PROVIDED MATERIAL ->
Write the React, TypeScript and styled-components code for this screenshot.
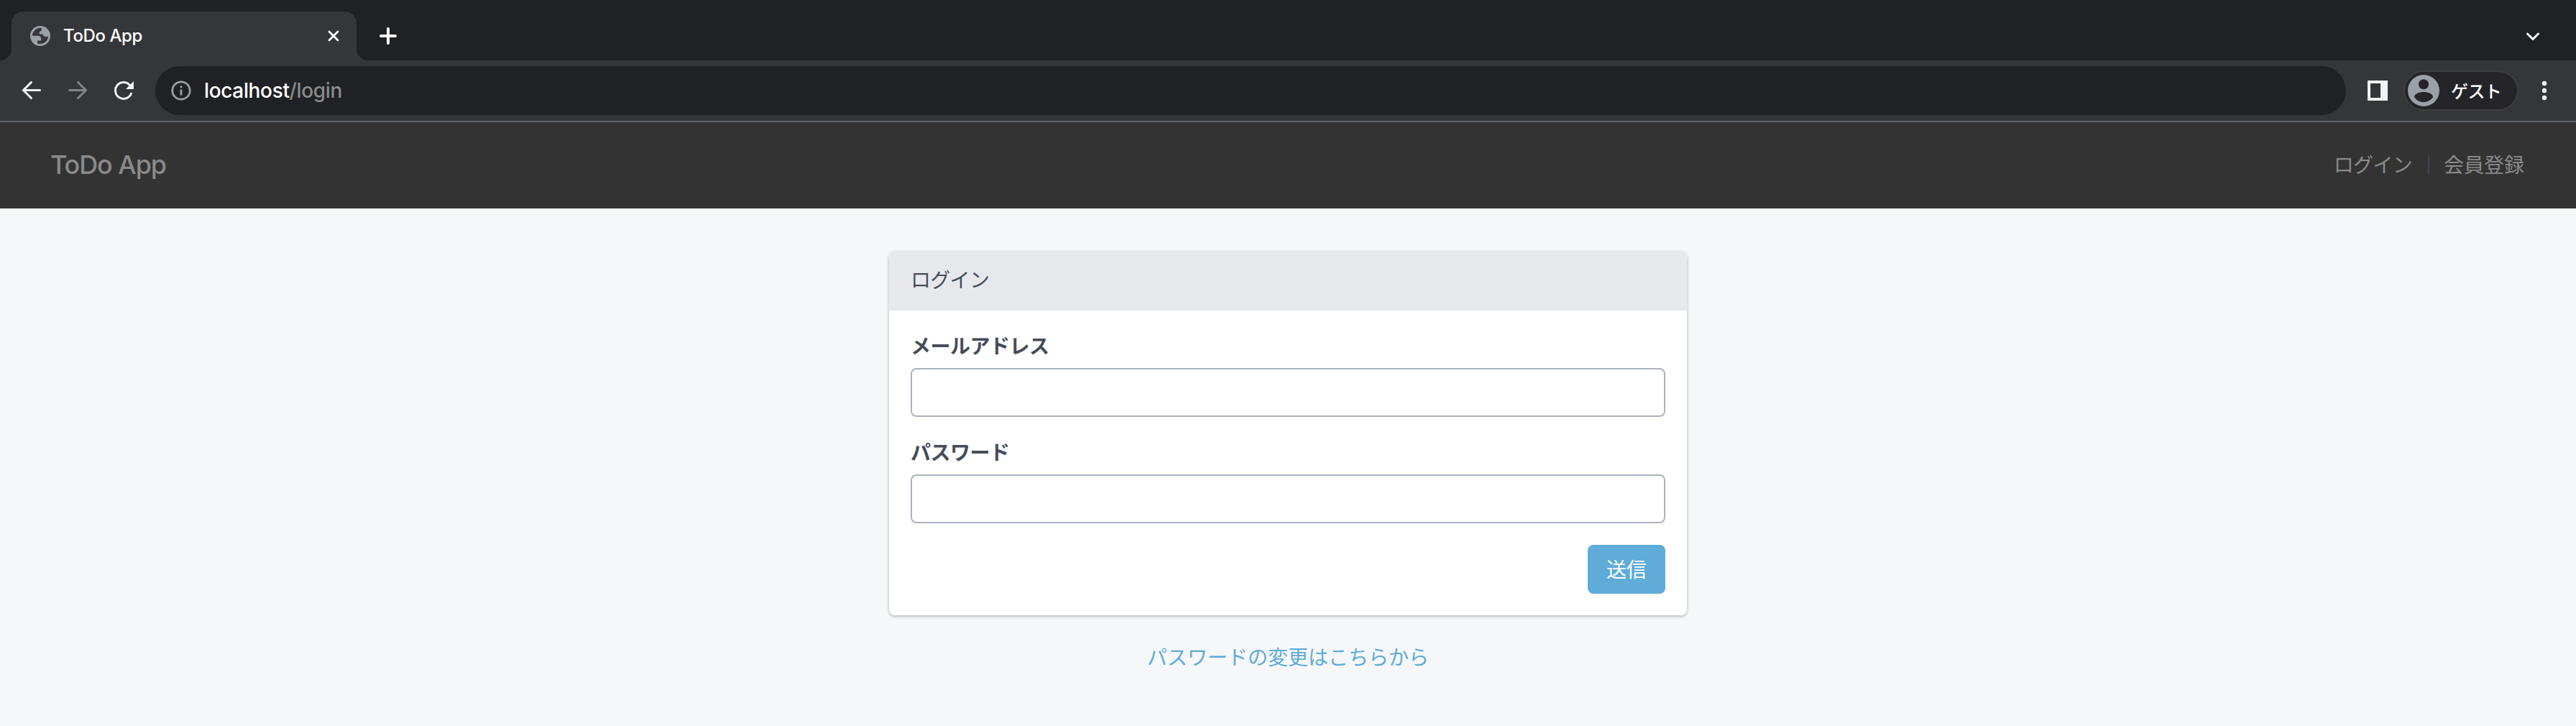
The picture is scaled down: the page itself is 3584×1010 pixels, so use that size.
import React from 'react';
import styled, { createGlobalStyle } from 'styled-components';

const Global = createGlobalStyle`
  * { box-sizing: border-box; }
  body { margin: 0; background: #f6f7f9; font-family: Inter, "Noto Sans CJK JP", sans-serif; }
`;

const Page = styled.div`
  height: 1010px;
  display: flex;
  flex-direction: column;
  background: #f6f7f9;
  overflow: hidden;
`;

const TabStrip = styled.div`
  height: 84px;
  flex: none;
  display: flex;
  align-items: flex-start;
  padding: 16px 50px 0 16px;
  background: #202124;
`;

const Tab = styled.div`
  position: relative;
  width: 480px;
  height: 68px;
  display: flex;
  align-items: center;
  padding: 0 24px 0 26px;
  border-radius: 16px 16px 0 0;
  background: #35363a;
  &::before, &::after {
    content: '';
    position: absolute;
    bottom: 0;
    width: 16px;
    height: 16px;
  }
  &::before { left: -16px; background: radial-gradient(circle at 0 0, #202124 15.5px, #35363a 16.5px); }
  &::after { right: -16px; background: radial-gradient(circle at 100% 0, #202124 15.5px, #35363a 16.5px); }
`;

const TabTitle = styled.span`
  flex: 1;
  margin-left: 18px;
  font: 450 24px/32px Inter, sans-serif;
  letter-spacing: -0.4px;
  color: #fff;
`;

const NewTab = styled.div`
  display: flex;
  margin: 20px 0 0 30px;
`;

const TabSearch = styled.div`
  display: flex;
  margin: 28px 0 0 auto;
`;

const Toolbar = styled.div`
  height: 86px;
  flex: none;
  display: flex;
  align-items: center;
  padding: 0 40px 0 30px;
  background: #35363a;
  border-bottom: 2px solid #5f6368;
`;

const NavIcons = styled.div`
  display: flex;
  gap: 36px;
`;

const AddressBar = styled.div`
  flex: 1;
  height: 68px;
  display: flex;
  align-items: center;
  margin-left: 30px;
  padding-left: 22px;
  border-radius: 34px;
  background: #202124;
`;

const Url = styled.span<{ $dim?: boolean }>`
  font: 450 28px/36px Inter, sans-serif;
  letter-spacing: -0.35px;
  color: ${p => (p.$dim ? '#8a8b8d' : '#fff')};
`;

const UrlText = styled.div`
  margin-left: 18px;
  white-space: nowrap;
`;

const PanelButton = styled.div`
  display: flex;
  margin-left: 30px;
`;

const Profile = styled.div`
  width: 160px;
  height: 56px;
  display: flex;
  align-items: center;
  margin-left: 22px;
  padding-left: 4px;
  border: 2px solid #3e3f43;
  border-radius: 28px;
  background: #242429;
`;

const ProfileName = styled.span`
  margin-left: 16px;
  font: 500 24px/32px "Noto Sans CJK JP", sans-serif;
  letter-spacing: -0.6px;
  color: #fff;
`;

const Menu = styled.div`
  display: flex;
  margin-left: 32px;
`;

const SiteHeader = styled.header`
  height: 120px;
  flex: none;
  display: flex;
  align-items: center;
  justify-content: space-between;
  padding: 0 72px 0 70px;
  background: #333;
  color: #8a8a8a;
`;

const Brand = styled.a`
  padding-bottom: 2px;
  font: 450 36px/48px Inter, sans-serif;
  letter-spacing: -1.1px;
`;

const SiteNav = styled.nav`
  display: flex;
  align-items: center;
  font-size: 28px;
  line-height: 40px;
`;

const NavLink = styled.a<{ $tight?: boolean }>`
  letter-spacing: ${p => (p.$tight ? '-0.7px' : '0')};
`;

const Divider = styled.span`
  width: 2px;
  height: 26px;
  margin: 0 20px 0 22px;
  background: #3d4351;
`;

const Main = styled.main`
  display: flex;
  flex-direction: column;
  align-items: center;
  padding-top: 60px;
`;

const Card = styled.section`
  width: 1110px;
  height: 506px;
  border-radius: 8px;
  overflow: hidden;
  background: #fff;
  color: #454d58;
  box-shadow: 0 2px 4px rgba(0, 0, 0, 0.22), 0 0 4px rgba(0, 0, 0, 0.08);
`;

const CardHeader = styled.h1`
  height: 82px;
  margin: 0;
  padding: 18px 30px;
  font: 400 28px/40px "Noto Sans CJK JP", sans-serif;
  letter-spacing: -0.7px;
  background: #e7e8ec;
`;

const Form = styled.form`
  display: flex;
  flex-direction: column;
  padding: 28px 30px;
`;

const Label = styled.label`
  height: 40px;
  margin-bottom: 12px;
  font: 700 28px/40px "Noto Sans CJK JP", sans-serif;
  letter-spacing: -0.5px;
`;

const Input = styled.input`
  height: 68px;
  margin: 0 0 28px;
  border: 2px solid #acb1c0;
  border-radius: 8px;
  background: #fff;
`;

const Submit = styled.button`
  align-self: flex-end;
  width: 108px;
  height: 68px;
  margin-top: 2px;
  padding: 0 0 3px;
  border: 0;
  border-radius: 8px;
  background: #5eacd7;
  color: #fff;
  font: 400 28px/40px "Noto Sans CJK JP", sans-serif;
`;

const ResetLink = styled.a`
  margin-top: 37px;
  font: 400 28px/40px "Noto Sans CJK JP", sans-serif;
  color: #5eacd7;
`;

const Globe = () => (
  <svg width="28" height="28" viewBox="0 0 28 28">
    <circle cx="14" cy="14" r="14" fill="#9aa0a6" />
    <path
      fill="#35363a"
      d="M16.200 3.300C9.500 2 3.200 7 2.900 13.800H10C13.200 13.800 15.200 15.200 15.200 18V20.500H10.200V24.400C16.500 26.700 24.800 22.500 25.200 14.600C23.800 15.500 21.500 15.300 20.200 14.800C18.500 14.200 17.800 13.200 17.600 11.400H13C12 9 13.500 7.300 15.500 7.100C15.500 5.500 15.700 4.300 16.200 3.300Z"
    />
  </svg>
);

const Stroke = ({ d, w, h, color = '#f1f3f4', t = 3.4 }: { d: string; w: number; h: number; color?: string; t?: number }) => (
  <svg width={w} height={h} viewBox={`0 0 ${w} ${h}`} fill="none" stroke={color} strokeWidth={t} strokeLinecap="round">
    <path d={d} />
  </svg>
);

export default function App() {
  return (
    <Page>
      <Global />
      <TabStrip>
        <Tab>
          <Globe />
          <TabTitle>ToDo App</TabTitle>
          <Stroke w={16} h={16} color="#fff" t={2.8} d="M2 2L14 14M14 2L2 14" />
        </Tab>
        <NewTab><Stroke w={28} h={28} color="#fff" t={4} d="M14 4V24M4 14H24" /></NewTab>
        <TabSearch><Stroke w={20} h={14} color="#fff" t={3} d="M2.500 3L10 10.500L17.500 3" /></TabSearch>
      </TabStrip>
      <Toolbar>
        <NavIcons>
          <Stroke w={28} h={28} t={3} d="M25.500 13.500H3M13.500 2.500L2.500 13.500L13.500 24.500" />
          <Stroke w={28} h={28} t={3} color="#838486" d="M2.500 13.500H25M14.500 2.500L25.500 13.500L14.500 24.500" />
          <svg width="28" height="28" viewBox="0 0 28 28" fill="none" stroke="#f1f3f4" strokeWidth="3" strokeLinecap="round">
            <path d="M24.500 18.200A11.400 11.400 0 1 1 22.300 6.200" />
            <path d="M28 1V12H17Z" fill="#f1f3f4" stroke="none" />
          </svg>
        </NavIcons>
        <AddressBar>
          <svg width="28" height="28" viewBox="0 0 28 28" fill="none" stroke="#9aa0a6" strokeWidth="2.800">
            <circle cx="14" cy="14" r="12.200" />
            <path d="M14 12.500V20.500M14 7.500V10.300" />
          </svg>
          <UrlText><Url>localhost</Url><Url $dim>/login</Url></UrlText>
        </AddressBar>
        <PanelButton>
          <svg width="28" height="28"><path fill="#f1f3f4" fillRule="evenodd" d="M0 0H28V28H0ZM4 4V24H18V4Z" /></svg>
        </PanelButton>
        <Profile>
          <svg width="44" height="44" viewBox="0 0 44 44">
            <circle cx="22" cy="22" r="22" fill="#9aa0a6" />
            <circle cx="22" cy="13.300" r="7" fill="#242429" />
            <path d="M9 31C9 26.500 16 24 22 24S35 26.500 35 31C32 35.500 27.500 38 22 38S12 35.500 9 31Z" fill="#242429" />
          </svg>
          <ProfileName>ゲスト</ProfileName>
        </Profile>
        <Menu>
          <svg width="8" height="28" fill="#f1f3f4">
            <circle cx="4" cy="4" r="3.200" /><circle cx="4" cy="14" r="3.200" /><circle cx="4" cy="24" r="3.200" />
          </svg>
        </Menu>
      </Toolbar>
      <SiteHeader>
        <Brand>ToDo App</Brand>
        <SiteNav><NavLink $tight>ログイン</NavLink><Divider /><NavLink>会員登録</NavLink></SiteNav>
      </SiteHeader>
      <Main>
        <Card>
          <CardHeader>ログイン</CardHeader>
          <Form>
            <Label htmlFor="email">メールアドレス</Label>
            <Input id="email" type="text" />
            <Label htmlFor="password">パスワード</Label>
            <Input id="password" type="password" />
            <Submit type="button">送信</Submit>
          </Form>
        </Card>
        <ResetLink>パスワードの変更はこちらから</ResetLink>
      </Main>
    </Page>
  );
}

SHORT PROBLEM -> Gather all lines from the listing above in which "size" occurs.

FINISHED EXERCISE ->
The picture is scaled down: the page itself is 3584×1010 pixels, so use that size.
  font-size: 28px;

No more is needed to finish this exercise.